50 States is a perfect number. 100 Senators. Makes for easy statistics and percentages etc. The stars on the flag fit nicely. 51 doesn’t work.
Puerto Rico should be independent or keep the status quo.

November 12, 2012 at 12:54 pm
(4) Lars Knudsen says:

What’s the flag going to look like with an extra state? Any ideas?

November 12, 2012 at 2:28 pm
(5) normaneddy says:

51 star flag is already designed…as is 52, 53, 54…70! check out the math at http://danbliss.blogspot.com/2011/11/51-star-flag.html

November 13, 2012 at 9:12 am
(6) Stoutboy says:

I agree 50 is a nice round number. Here’s my idea: we could let Puerto Rico in and allow one malcontent state to leave. If more than one state wanted to go, they could engage in a bidding war. Who knows, the winning bid might take a nice chunk out of the deficit!

November 14, 2012 at 12:16 am
(7) Patsy says:

Stoutboy has a great idea. I suggest that Texas leaves the Union (that’s what they want anyway. It would serve the blighters right.
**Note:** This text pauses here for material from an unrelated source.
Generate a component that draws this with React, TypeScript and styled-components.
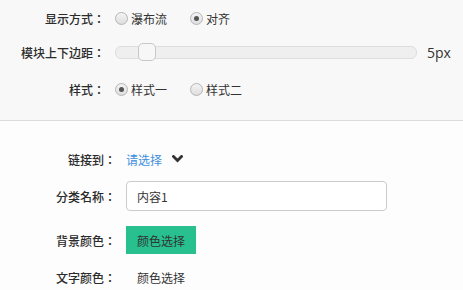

November 14, 2012 at 7:47 pm
(8) Frank A LoPresti says:

By all means, let ‘em in as a state! We need more liberal Hispanic voters, senators, congressmen, etc.. What we DON’T need is more conservative jackasses like that Georgia congeressman who recently characterized evolution climate change, and quitwe possibly plate tectonics, as “lies from the pit of Hell”!! LET ‘EM IN!!!

December 28, 2012 at 7:59 am
(9) Dotman says:

one by one the States added up to be 50. Why not the addition now? Was there not a time the states were 40 and an addition created an odd number?